I jumped off the edge of a cliff today. With chocolate in one hand . . . and prayer in the other.
It was the cliff called The Teen Years.
Our oldest child turned 13 today. And I can still remember the moment he made his way into this big, bright world. I can still see his soft cheeks and bright blue eyes. The moment we brought him home to our little single-wide trailer . . . and life was perfect.
Then there was the time I wanted to be like the trendy moms and put my baby in fuzzy pajamas – without accounting for the fact that the stove was directly on the other side of his thin bedroom wall. And I almost cooked him that night.
I can still see the little boy who used to sit by the magazine rack, reading, reading, reading. At the big age of one year old. Of course, he couldn’t read a word, but Country magazine was his favorite with all the tractors and animals in them.
And my heart weeps because that little boy with the big blue eyes no longer wants a number four taped onto the back of his shirt. Instead, he dons his big football gear and looks daunting . . . even to me.
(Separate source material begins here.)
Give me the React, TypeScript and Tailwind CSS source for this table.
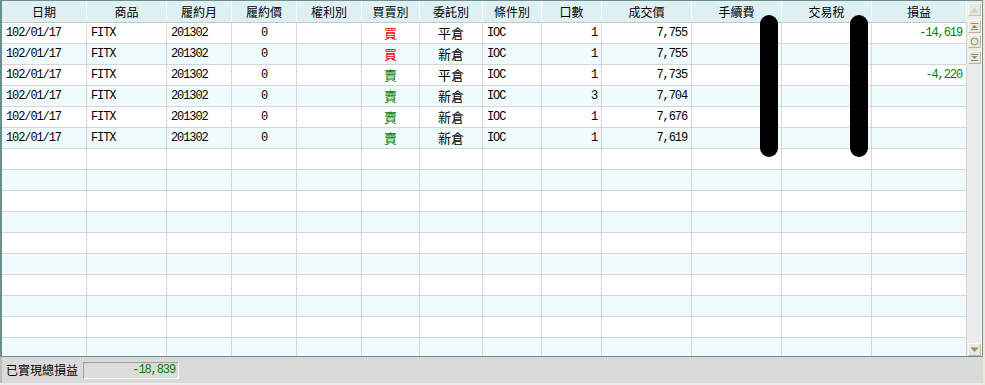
import React from 'react';

type Align = 'left' | 'center' | 'right';

interface Col {
  title: string;
  width: string;
  align: Align;
}

const columns: Col[] = [
  { title: '日期', width: 'w-[85px]', align: 'left' },
  { title: '商品', width: 'w-[80px]', align: 'left' },
  { title: '履約月', width: 'w-[65px]', align: 'left' },
  { title: '履約價', width: 'w-[65px]', align: 'center' },
  { title: '權利別', width: 'w-[65px]', align: 'center' },
  { title: '買賣別', width: 'w-[58px]', align: 'center' },
  { title: '委託別', width: 'w-[63px]', align: 'center' },
  { title: '條件別', width: 'w-[59px]', align: 'left' },
  { title: '口數', width: 'w-[60px]', align: 'right' },
  { title: '成交價', width: 'w-[90px]', align: 'right' },
  { title: '手續費', width: 'w-[90px]', align: 'right' },
  { title: '交易稅', width: 'w-[90px]', align: 'right' },
  { title: '損益', width: 'w-[95px]', align: 'right' },
];

type Side = 'buy' | 'sell';

interface Trade {
  side: Side;
  kind: string;
  qty: string;
  price: string;
  pnl: string;
}

const trades: Trade[] = [
  { side: 'buy', kind: '平倉', qty: '1', price: '7,755', pnl: '-14,619' },
  { side: 'buy', kind: '新倉', qty: '1', price: '7,755', pnl: '' },
  { side: 'sell', kind: '平倉', qty: '1', price: '7,735', pnl: '-4,220' },
  { side: 'sell', kind: '新倉', qty: '3', price: '7,704', pnl: '' },
  { side: 'sell', kind: '新倉', qty: '1', price: '7,676', pnl: '' },
  { side: 'sell', kind: '新倉', qty: '1', price: '7,619', pnl: '' },
];

const alignClass: Record<Align, string> = {
  left: 'justify-start pl-[4px]',
  center: 'justify-center',
  right: 'justify-end pr-[4px]',
};

const cjk = "font-['Noto_Sans_CJK_TC',sans-serif]";
const mono = "font-['Liberation_Mono','Noto_Sans_CJK_TC',monospace] tracking-[-1.1px]";

function Cell({ col, children }: { col: Col; children?: React.ReactNode }) {
  return (
    <div
      className={`${col.width} shrink-0 h-full flex items-center border-r border-[#d6d6d6] overflow-hidden whitespace-nowrap ${alignClass[col.align]}`}
    >
      {children}
    </div>
  );
}

function ScrollButton({ children, className = '' }: { children: React.ReactNode; className?: string }) {
  return (
    <div
      className={`w-[13px] h-[13px] flex items-center justify-center bg-[#ebe8da] border border-t-[#fbfaf4] border-l-[#fbfaf4] border-b-[#b8b4a0] border-r-[#b8b4a0] ${className}`}
    >
      {children}
    </div>
  );
}

export default function App() {
  // 15 full rows + one clipped at the bottom
  const rows = Array.from({ length: 16 }, (_, i) => trades[i] || null);

  return (
    <div className="w-[985px] h-[385px] bg-[#e6ecdc] overflow-hidden text-[12px] text-black">
      <div className="w-[983px] flex flex-col">
        {/* Grid */}
        <div className="relative h-[357px] flex border-t border-l-2 border-b border-r border-[#6b8e8e] bg-white">
          <div className="w-[965px] shrink-0 flex flex-col overflow-hidden">
            {/* Header */}
            <div className={`h-[22px] shrink-0 flex bg-[#dff0f3] border-b border-[#b9cdd0] ${cjk}`}>
              {columns.map((col) => (
                <div
                  key={col.title}
                  className={`${col.width} shrink-0 h-full flex items-center justify-center border-r border-[#f4fbfc]`}
                >
                  {col.title}
                </div>
              ))}
            </div>

            {/* Body */}
            {rows.map((t, i) => (
              <div
                key={i}
                className={`h-[21px] shrink-0 flex border-b border-[#d6d6d6] ${i % 2 === 0 ? 'bg-white' : 'bg-[#f0fbfe]'}`}
              >
                <Cell col={columns[0]}>{t && <span className={mono}>102/01/17</span>}</Cell>
                <Cell col={columns[1]}>{t && <span className={mono}>FITX</span>}</Cell>
                <Cell col={columns[2]}>{t && <span className={mono}>201302</span>}</Cell>
                <Cell col={columns[3]}>{t && <span className={mono}>0</span>}</Cell>
                <Cell col={columns[4]} />
                <Cell col={columns[5]}>
                  {t && (
                    <span className={`${cjk} text-[13px] ${t.side === 'buy' ? 'text-[#ff0000]' : 'text-[#008000]'}`}>
                      {t.side === 'buy' ? '買' : '賣'}
                    </span>
                  )}
                </Cell>
                <Cell col={columns[6]}>{t && <span className={`${cjk} text-[13px]`}>{t.kind}</span>}</Cell>
                <Cell col={columns[7]}>{t && <span className={mono}>IOC</span>}</Cell>
                <Cell col={columns[8]}>{t && <span className={mono}>{t.qty}</span>}</Cell>
                <Cell col={columns[9]}>{t && <span className={mono}>{t.price}</span>}</Cell>
                <Cell col={columns[10]} />
                <Cell col={columns[11]} />
                <Cell col={columns[12]}>
                  {t && t.pnl && <span className={`${mono} text-[#008000]`}>{t.pnl}</span>}
                </Cell>
              </div>
            ))}
          </div>

          {/* Scrollbar */}
          <div className="w-[14px] shrink-0 bg-[#ececec] flex flex-col items-center pt-[2px]">
            <ScrollButton className="opacity-70">
              <svg width="9" height="6" viewBox="0 0 9 6">
                <path d="M0.5 5.5 L4.5 1 L8.5 5.5 Z" fill="#c4c0b0" />
              </svg>
            </ScrollButton>
            <div className="h-[4px]" />
            <ScrollButton>
              <svg width="9" height="9" viewBox="0 0 9 9">
                <path d="M1 1.5 H8" stroke="#8c8878" strokeWidth="1" />
                <path d="M1.5 6 L4.5 3 L7.5 6 Z" fill="#8c8878" />
                <path d="M1 7.5 H8" stroke="#8c8878" strokeWidth="1" />
              </svg>
            </ScrollButton>
            <div className="h-[2px]" />
            <ScrollButton>
              <svg width="9" height="9" viewBox="0 0 9 9">
                <circle cx="4.5" cy="4.5" r="3.4" fill="none" stroke="#8c8878" strokeWidth="1" />
              </svg>
            </ScrollButton>
            <div className="h-[3px]" />
            <ScrollButton>
              <svg width="9" height="9" viewBox="0 0 9 9">
                <path d="M1 1.5 H8" stroke="#8c8878" strokeWidth="1" />
                <path d="M1.5 3 L4.5 6 L7.5 3 Z" fill="#8c8878" />
                <path d="M1 7.5 H8" stroke="#8c8878" strokeWidth="1" />
              </svg>
            </ScrollButton>
            <div className="flex-1" />
            <ScrollButton>
              <svg width="9" height="6" viewBox="0 0 9 6">
                <path d="M0.5 0.5 L4.5 5 L8.5 0.5 Z" fill="#8c8878" />
              </svg>
            </ScrollButton>
          </div>

          {/* Redaction marks */}
          <div className="absolute left-[758px] top-[14px] w-[18px] h-[142px] rounded-full bg-black" />
          <div className="absolute left-[848px] top-[14px] w-[18px] h-[142px] rounded-full bg-black" />
        </div>

        {/* Status bar */}
        <div className="h-[26px] flex items-center bg-[#dadada] border-l-2 border-[#bdbdbd]">
          <span className={`pl-[4px] w-[81px] shrink-0 whitespace-nowrap text-[12px] ${cjk}`}>已實現總損益</span>
          <div className="w-[96px] h-[17px] flex items-center justify-end pr-[3px] bg-[#dcdcdc] border border-t-[#a0a0a0] border-l-[#a0a0a0] border-b-white border-r-white">
            <span className={`${mono} text-[#008000]`}>-18,839</span>
          </div>
        </div>
        <div className="h-[2px] bg-[#ececec]" />
      </div>
    </div>
  );
}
Be still, my heart. But where, oh where, did the little years go?
I blinked . . . and now they’re gone.
Yet the little boy who looks the miniature of his papa . . . has become a young man I am proud of!
Someone said the teenage years are some of the most fun with your children. I’m hanging onto the hope that this rumor is true.
For his 13th birthday, he received a mountain bike! Dad had fun picking it out and the other children loved helping him assemble it this afternoon.
And I gave him something special just from Mom. The printed-up copy of my wishes for him. To hang on his wall, or stuff in a drawer – but it’s everything I’m still trying to become . . . and what I wish him to be.
When in the middle of diapers, sippy cups, and Legos, I never thought I’d get to the place where I’d wish I could turn back the hands of time. Yet each phase has its beautiful moments, and its rough times.
But instead of trying to turn back the hands of time . . . I look forward to the fun, the adventures, the excitement of this thing called The Teen Years.
So to my great 13-year-old (I won’t call him sweet, because I’ve found out boys think that’s a rather sick word):
I am proud of you and love you much!